Thursday, September 19, 2024

Gaza battles rage as mediators push for truce deal, martyrs toll at 38,193

Gaza battles rage as mediators push for truce deal, martyrs toll at 38,193
July 8, 2024 Web Desk

GAZA, Palestine (AFP) - Heavy battles raged in Gaza City on Monday as Hamas and Israel staked their claims ahead of truce talks, with Israeli protesters rallying for a hostage release deal.

The Health Ministry in Hamas-run Gaza said at least 38,193 people have been killed in the war between Israel and Palestinian militants, now in its tenth month. The toll includes at least 40 deaths over the past 24 hours, a ministry statement said. It added that 87,903 people have been wounded in the Gaza Strip since the war began when Hamas militants attacked Israel on October 7.

Mediators Egypt and Qatar were due to host new talks this week, according to officials, as the bloodiest ever Gaza war raged on into its 10th month. Israeli troops and tanks were engaged in heavy clashes with Palestinian militants in Gaza City as fighter jets and drones crossed the skies over the besieged territory. Thousands of civilians were on the move again in northern Gaza, while clashes rocked the southern cities of Khan Yunis and Rafah in the conflict sparked by Hamas's October 7 attack.

Cairo and Doha have resumed diplomatic efforts to halt the fighting, aiming for an initial six-week ceasefire that would see some hostages in Gaza freed in exchange for Palestinian prisoners in Israeli jails as talks would continue for a comprehensive deal to end the war.

Hamas has signalled it would drop its insistence on a "complete" ceasefire, a demand Israel has repeatedly rejected. A top Hamas official, speaking on condition of anonymity, told AFP on Sunday that mediators had offered assurances "that as long as the... negotiations continued, the ceasefire would continue".

Israeli Prime Minister Benjamin Netanyahu's office set out its aims for the talks, saying in a statement that "any deal will allow Israel to return and fight until all the goals of the war are achieved". Israel also wants measures to stop weapons crossing the Egyptian border and to stop Hamas militants moving around Gaza, Netanyahu's office said. Netanyahu has vowed to achieve the twin goals of bringing home the captives and destroying Hamas. His hard-right political allies have threatened to bolt the government if he agrees to stop the fighting before then.

Evacuation order

The Israeli military on Monday reported more clashes in Gaza City and in the territory's south, saying its troops had killed dozens of enemy fighters and destroyed tunnels and rocket launch sites. In Gaza City's Shujaiya district, where battles have raged for nearly two weeks, it said it had "eliminated dozens" of militants including in air strikes, while in Rafah troops and aircraft had "operated to eliminate more than 30 terrorists".

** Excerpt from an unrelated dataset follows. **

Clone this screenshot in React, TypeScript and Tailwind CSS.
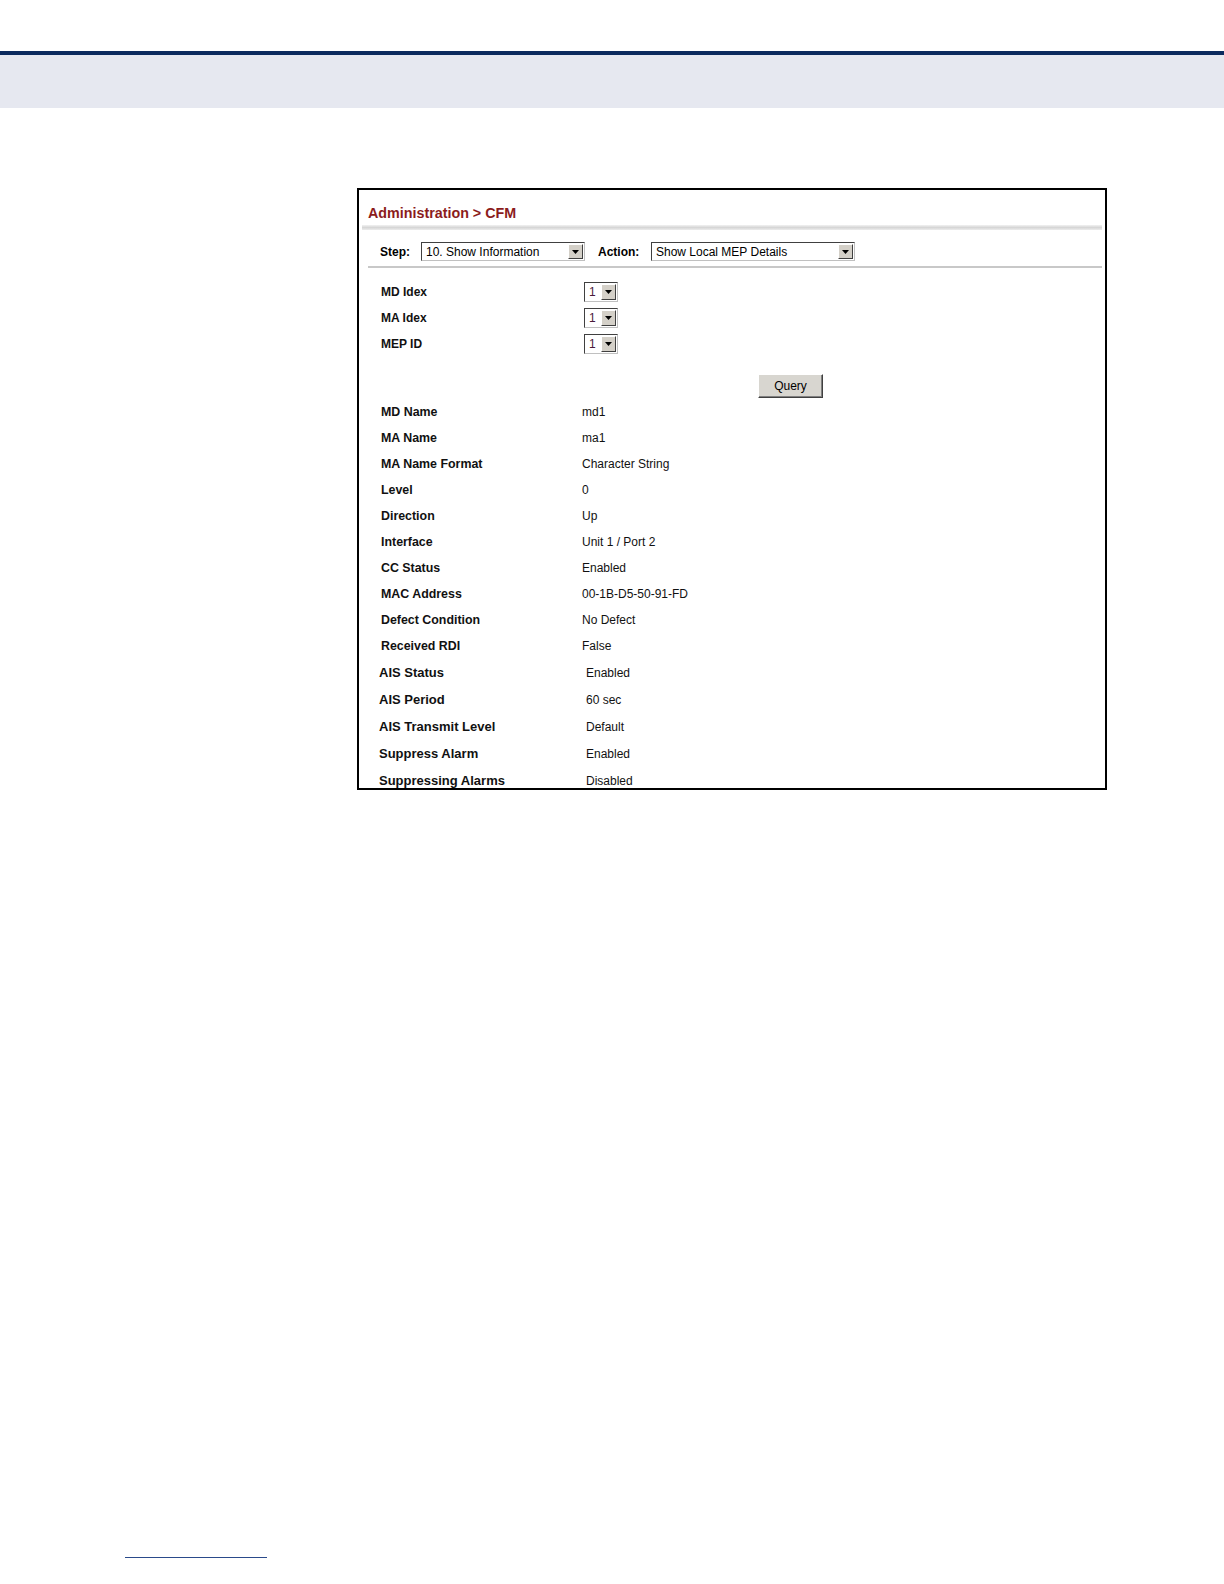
import React from "react";

const Arrow = () => (
  <div className="flex h-full w-[15px] items-center justify-center border border-t-white border-l-white border-b-[#404040] border-r-[#404040] bg-[#d4d0c8]">
    <svg width="7" height="4" viewBox="0 0 7 4">
      <path d="M0 0 H7 L3.5 4 Z" fill="#000" />
    </svg>
  </div>
);

const Select = ({ value, width }: { value: string; width: string }) => (
  <div
    className={`flex h-[19px] items-stretch border border-t-[#404040] border-l-[#404040] border-b-[#c0c0c0] border-r-[#c0c0c0] bg-white p-[1px] ${width}`}
  >
    <div className="flex flex-1 items-center pl-[3px] text-[12px] leading-none text-black">
      {value}
    </div>
    <Arrow />
  </div>
);

const SmallSelect = () => (
  <div className="flex h-[20px] w-[34px] items-stretch border border-t-[#404040] border-l-[#404040] border-b-[#c0c0c0] border-r-[#c0c0c0] bg-white p-[1px]">
    <div className="flex flex-1 items-center pl-[3px] text-[12px] leading-none text-[#4a1a3a]">
      1
    </div>
    <Arrow />
  </div>
);

const indexRows = ["MD Idex", "MA Idex", "MEP ID"];

const infoRows: [string, string][] = [
  ["MD Name", "md1"],
  ["MA Name", "ma1"],
  ["MA Name Format", "Character String"],
  ["Level", "0"],
  ["Direction", "Up"],
  ["Interface", "Unit 1 / Port 2"],
  ["CC Status", "Enabled"],
  ["MAC Address", "00-1B-D5-50-91-FD"],
  ["Defect Condition", "No Defect"],
  ["Received RDI", "False"],
];

const aisRows: [string, string][] = [
  ["AIS Status", "Enabled"],
  ["AIS Period", "60 sec"],
  ["AIS Transmit Level", "Default"],
  ["Suppress Alarm", "Enabled"],
  ["Suppressing Alarms", "Disabled"],
];

export default function App() {
  return (
    <div className="relative min-h-[1584px] w-[1224px] bg-white font-['Liberation_Sans',Arial,sans-serif]">
      {/* page header band */}
      <div className="h-[51px]" />
      <div className="h-[4px] bg-[#0b2a5e]" />
      <div className="h-[53px] bg-[#e6e8f0]" />

      <div className="pl-[357px] pt-[80px]">
        <div className="h-[602px] w-[750px] overflow-hidden border-2 border-black bg-white">
          {/* title */}
          <div className="mt-[15px] pl-[9px] text-[14.3px] font-bold leading-[16px] text-[#8b1c1c]">
            Administration &gt; CFM
          </div>
          <div className="mx-[3px] mt-[4px] h-[5px] bg-gradient-to-b from-[#f2f2f2] via-[#d6d6d6] to-[#ececec]" />

          {/* step / action */}
          <div className="mt-[12px] flex h-[19px] items-center pl-[21px] text-[12px] text-black">
            <span className="w-[41px] font-bold">Step:</span>
            <Select value="10. Show Information" width="w-[164px]" />
            <span className="ml-[13px] w-[53px] font-bold">Action:</span>
            <Select value="Show Local MEP Details" width="w-[204px]" />
          </div>
          <div className="ml-[9px] mr-[3px] mt-[5px] h-[2px] bg-[#c8c8c8]" />

          {/* index selects */}
          <div className="mt-[11px] pl-[22px]">
            {indexRows.map((label) => (
              <div key={label} className="flex h-[26px] items-center">
                <span className="w-[203px] text-[12px] font-bold text-[#111]">
                  {label}
                </span>
                <SmallSelect />
              </div>
            ))}
          </div>

          <div className="ml-[399px] mt-[17px] flex h-[24px] w-[65px] items-center justify-center border border-t-white border-l-white border-b-[#404040] border-r-[#404040] bg-[#d8d6d0] text-[12px] text-black shadow-[inset_-1px_-1px_0_#808080]">
            Query
          </div>

          {/* info rows */}
          <div className="mt-[1px] pl-[22px] text-[12px] text-[#111]">
            {infoRows.map(([label, value]) => (
              <div key={label} className="flex h-[26px] items-center">
                <span className="w-[201px] text-[12.4px] font-bold">{label}</span>
                <span>{value}</span>
              </div>
            ))}
            {aisRows.map(([label, value]) => (
              <div key={label} className="-ml-[2px] flex h-[27px] items-center">
                <span className="w-[207px] text-[13px] font-bold">{label}</span>
                <span>{value}</span>
              </div>
            ))}
          </div>
        </div>
      </div>

      {/* footer rule */}
      <div className="ml-[125px] mt-[767px] h-[1px] w-[142px] bg-[#2a4a8a]" />
    </div>
  );
}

Thousands of Palestinians fled a new evacuation order for parts of Gaza City as Israeli troops and tanks again pushed into the Hamas-run territory's biggest city, according to witnesses and the civil defence agency. The agency reported "dozens of martyrs and wounded" across Gaza, saying rescuers were unable to reach some areas due to the intense fighting.

An air strike on Sunday on a church-run school in Gaza City, used as a shelter by displaced Palestinians, killed at least four people, said the civil defence agency. It came a day after a deadly attack on a UN-run school turned shelter in the central Nuseirat refugee camp. A Hamas senior official on Monday accused the hawkish Israeli premier of stepping up combat and bombardment in Gaza in order to derail the latest truce effort.

"Whenever a round of negotiations begins and a breakthrough is within reach, he disrupts it all and escalates the aggression and massacres against civilians," the Hamas official charged, speaking on condition of anonymity. In Israel, large demonstrations demanding a hostage release deal were held on Saturday and Sunday in Tel Aviv and Jerusalem, and were to continue this week. "Our message to the government is very simple," said demonstrator Yehuda Cohen, the father of kidnapped soldier Nimrod Cohen. "There is a deal on the table. Take it."